Bruce Charlton said...

O have noticed this too, it seems quite spontaneous, and a sign of happiness.

Anonymous said...

I think that the quote - Being as children - , (...to be able to come - near God in the Heavens - ... ), has more to do with the inherrent, and also the well needed, the completness, and the holesomeness, in which specifically children show - Trust - ....
Most children are capable of a holehearted, and of a complete, of a holy and a total, - Trust - , towards their - Fathers and Mothers - , (but also others)...
I believe that it is this their capacity of - holeheartedness -, and complete and devoted trust, which is wht is meant when there is talk of - Becoming like children - . ......(which is not so easy when people no longer are children, or have lost their capacity of - total trust - , and - total love - , and so forth....

But, at the same time, Paul talkes of - becomming full grown - , in Christ....(but perhaps for this to happend, there is the need of the - childlike - , complete, holeheartedly, capacity for - trust -....
(And also, the - full and complete trust - , is said to be able to - drive out fear -, and also to replace fear so that - love - (trust, hope, courage and so forth), can grow in its place....

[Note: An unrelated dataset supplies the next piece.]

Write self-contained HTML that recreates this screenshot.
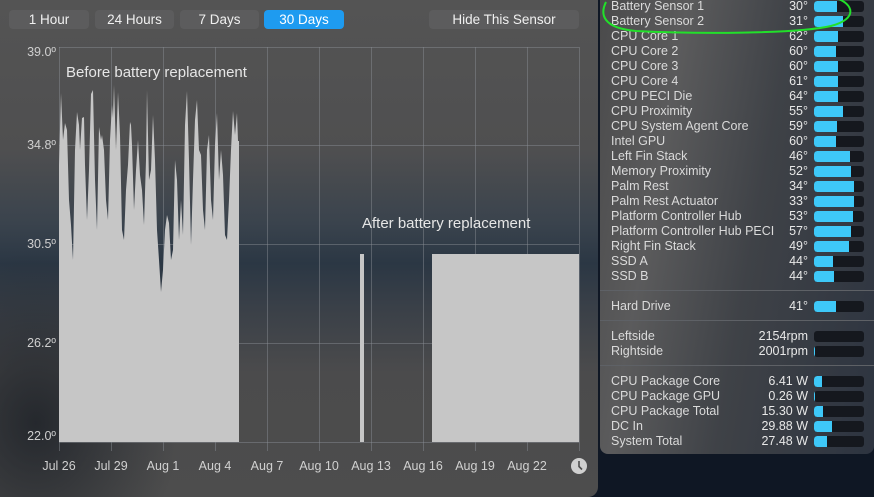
<!DOCTYPE html>
<html><head><meta charset="utf-8"><style>
*{margin:0;padding:0;box-sizing:border-box}
body{width:874px;height:497px;overflow:hidden;background:#0f1724;font-family:"Liberation Sans",sans-serif;position:relative}
#left{position:absolute;left:0;top:0;width:598px;height:497px;border-radius:0 0 10px 0;overflow:hidden;
background:linear-gradient(180deg,#545454 0%,#4f4f50 30%,#3a434d 45%,#2b3744 53%,#3a4048 62%,#4b4b4c 75%,#4d4d4d 100%)}
#left:before{content:"";position:absolute;left:0;top:250px;width:180px;height:247px;background:radial-gradient(ellipse at 20% 70%,rgba(30,34,40,.85),rgba(30,34,40,0) 70%)}
.btn{position:absolute;top:10px;height:19px;border-radius:4px;background:#5c5c5d;color:#f0f0f0;font-size:13.5px;line-height:19px;text-align:center}
.btn.on{background:#1e9bf0;color:#fff}
.yl{position:absolute;left:20px;width:36px;text-align:right;color:#cfcfcf;font-size:12.5px}
.xl{position:absolute;top:459px;color:#d0d0d0;font-size:12.5px;width:60px;text-align:center}
#right{position:absolute;left:600px;top:0;width:274px;height:454px;border-radius:0 0 8px 8px;
background:linear-gradient(100deg,#4a4a4b 0%,#5b5b5c 25%,#3f4247 55%,#2d3440 100%)}
.r{position:absolute;left:11px;width:253px;height:15px;font-size:12.5px;color:#dadada;line-height:15px}
.r .v{position:absolute;right:56px;top:0;color:#e8e8e8}
.r .b{position:absolute;left:203px;top:2px;width:50px;height:11px;background:#15181e;border-radius:3px;overflow:hidden}
.r .b i{display:block;height:100%;background:#3ec8f8;border-radius:3px 0 0 3px}
.sep{position:absolute;left:0;width:274px;height:1px;background:#5e6166}
</style></head><body>
<div id="left">
<div class="btn" style="left:9px;width:80px">1 Hour</div>
<div class="btn" style="left:95px;width:79px">24 Hours</div>
<div class="btn" style="left:180px;width:79px">7 Days</div>
<div class="btn on" style="left:264px;width:80px">30 Days</div>
<div class="btn" style="left:429px;width:150px">Hide This Sensor</div>
<svg style="position:absolute;left:0;top:0" width="598" height="497">
<g stroke="rgba(140,145,150,0.45)" stroke-width="1" fill="none">
<path d="M59.5 47V443M111.5 47V443M163.5 47V443M215.5 47V443M267.5 47V443M319.5 47V443M371.5 47V443M423.5 47V443M475.5 47V443M527.5 47V443M579.5 47V443"/>
<path d="M59 47.5H579M59 145.5H579M59 244.5H579M59 343.5H579M59 442.5H579"/>
<path d="M59.5 443v8M111.5 443v8M163.5 443v8M215.5 443v8M267.5 443v8M319.5 443v8M371.5 443v8M423.5 443v8M475.5 443v8M527.5 443v8M579.5 443v8"/>
</g>
<polygon fill="#c6c6c6" points="59,442 59,165 61,93 63,140 65,123 67,130 69,200 71,225 73,260 75,150 77,112 79,125 80,150 82,118 84,117 85,165 87,220 89,170 91,94 93,90 95,180 97,230 99,127 101,140 102,135 104,150 106,200 108,220 110,140 112,105 113,118 114,85 116,150 118,92 120,135 122,230 124,240 126,190 128,165 130,122 131,125 132,145 134,210 136,170 138,140 140,175 142,190 144,225 146,160 147,90 149,180 151,170 153,115 155,160 157,230 159,260 161,292 163,270 165,230 167,215 169,223 171,260 173,250 175,160 177,180 179,240 181,200 183,235 185,125 187,91 189,160 191,245 193,180 195,120 197,100 199,150 201,155 203,210 205,230 207,150 209,135 211,200 213,220 215,145 217,113 219,180 221,150 223,175 225,235 227,240 229,200 231,150 233,111 235,135 237,113 238,141 239,141 239,442"/>
<rect x="360" y="254" width="4" height="188" fill="#c6c6c6"/>
<rect x="432" y="254" width="147" height="188" fill="#c6c6c6"/>
<circle cx="579" cy="466" r="8" fill="#d0d0d0"/>
<path d="M579 461v5.5l3 3" stroke="#4d4d4d" stroke-width="1.6" fill="none"/>
<text x="66" y="77" fill="#e6e6e6" font-size="15" font-family="Liberation Sans">Before battery replacement</text>
<text x="362" y="228" fill="#e6e6e6" font-size="15" font-family="Liberation Sans">After battery replacement</text>
</svg>
<div class="yl" style="top:45px">39.0º</div>
<div class="yl" style="top:138px">34.8º</div>
<div class="yl" style="top:237px">30.5º</div>
<div class="yl" style="top:336px">26.2º</div>
<div class="yl" style="top:429px">22.0º</div>
<div class="xl" style="left:29px">Jul 26</div>
<div class="xl" style="left:81px">Jul 29</div>
<div class="xl" style="left:133px">Aug 1</div>
<div class="xl" style="left:185px">Aug 4</div>
<div class="xl" style="left:237px">Aug 7</div>
<div class="xl" style="left:289px">Aug 10</div>
<div class="xl" style="left:341px">Aug 13</div>
<div class="xl" style="left:393px">Aug 16</div>
<div class="xl" style="left:445px">Aug 19</div>
<div class="xl" style="left:497px">Aug 22</div>
</div>
<div id="right">
<div class="r" style="top:-1px">Battery Sensor 1<span class="v">30°</span><span class="b"><i style="width:23px"></i></span></div>
<div class="r" style="top:14px">Battery Sensor 2<span class="v">31°</span><span class="b"><i style="width:29px"></i></span></div>
<div class="r" style="top:29px">CPU Core 1<span class="v">62°</span><span class="b"><i style="width:24px"></i></span></div>
<div class="r" style="top:44px">CPU Core 2<span class="v">60°</span><span class="b"><i style="width:22px"></i></span></div>
<div class="r" style="top:59px">CPU Core 3<span class="v">60°</span><span class="b"><i style="width:24px"></i></span></div>
<div class="r" style="top:74px">CPU Core 4<span class="v">61°</span><span class="b"><i style="width:24px"></i></span></div>
<div class="r" style="top:89px">CPU PECI Die<span class="v">64°</span><span class="b"><i style="width:24px"></i></span></div>
<div class="r" style="top:104px">CPU Proximity<span class="v">55°</span><span class="b"><i style="width:29px"></i></span></div>
<div class="r" style="top:119px">CPU System Agent Core<span class="v">59°</span><span class="b"><i style="width:23px"></i></span></div>
<div class="r" style="top:134px">Intel GPU<span class="v">60°</span><span class="b"><i style="width:22px"></i></span></div>
<div class="r" style="top:149px">Left Fin Stack<span class="v">46°</span><span class="b"><i style="width:36px"></i></span></div>
<div class="r" style="top:164px">Memory Proximity<span class="v">52°</span><span class="b"><i style="width:37px"></i></span></div>
<div class="r" style="top:179px">Palm Rest<span class="v">34°</span><span class="b"><i style="width:40px"></i></span></div>
<div class="r" style="top:194px">Palm Rest Actuator<span class="v">33°</span><span class="b"><i style="width:40px"></i></span></div>
<div class="r" style="top:209px">Platform Controller Hub<span class="v">53°</span><span class="b"><i style="width:39px"></i></span></div>
<div class="r" style="top:224px">Platform Controller Hub PECI<span class="v">57°</span><span class="b"><i style="width:37px"></i></span></div>
<div class="r" style="top:239px">Right Fin Stack<span class="v">49°</span><span class="b"><i style="width:35px"></i></span></div>
<div class="r" style="top:254px">SSD A<span class="v">44°</span><span class="b"><i style="width:19px"></i></span></div>
<div class="r" style="top:269px">SSD B<span class="v">44°</span><span class="b"><i style="width:20px"></i></span></div>
<div class="sep" style="top:290px"></div>
<div class="r" style="top:299px">Hard Drive<span class="v">41°</span><span class="b"><i style="width:22px"></i></span></div>
<div class="sep" style="top:320px"></div>
<div class="r" style="top:329px">Leftside<span class="v">2154rpm</span><span class="b"><i style="width:0px"></i></span></div>
<div class="r" style="top:344px">Rightside<span class="v">2001rpm</span><span class="b"><i style="width:1px"></i></span></div>
<div class="sep" style="top:365px"></div>
<div class="r" style="top:374px">CPU Package Core<span class="v">6.41 W</span><span class="b"><i style="width:8px"></i></span></div>
<div class="r" style="top:389px">CPU Package GPU<span class="v">0.26 W</span><span class="b"><i style="width:1px"></i></span></div>
<div class="r" style="top:404px">CPU Package Total<span class="v">15.30 W</span><span class="b"><i style="width:9px"></i></span></div>
<div class="r" style="top:419px">DC In<span class="v">29.88 W</span><span class="b"><i style="width:18px"></i></span></div>
<div class="r" style="top:434px">System Total<span class="v">27.48 W</span><span class="b"><i style="width:13px"></i></span></div>
</div>
<svg style="position:absolute;left:596px;top:0" width="270" height="40">
<path d="M10 2 C4 14,6 28,40 31 C100 34,200 34,235 26 C262 19,258 4,240 -2" stroke="#22e02a" stroke-width="2" fill="none"/>
</svg>
</body></html>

(And also, not to forget : - Do not be afraid. He that is - within you - is stronger than - he that is in the world - ....and so forth....)
JB

lgude said...

Thanks Bruce. Now I get the 'as children' point. Just finished your piece on the evolution of instincts and that is just the sort of thing I am talking about. My experience with Aboriginal people makes that ground familiar. When I add a spiritual and moral dimension I think that balancing these instincts only gets us so far because I think both have a positive and negative form. Equity seeking movements dominated by murderously dominant individuals such as Stalin, Pol Pot or somewhat less so Maduro is regression just as is the Mafia or your local bikie gang. The suggestion that it is more satisfying to seek equity within small groups - not whole populations seems right to me. I think I try to live that way among a small circle of friends where I give what I can and take what is given.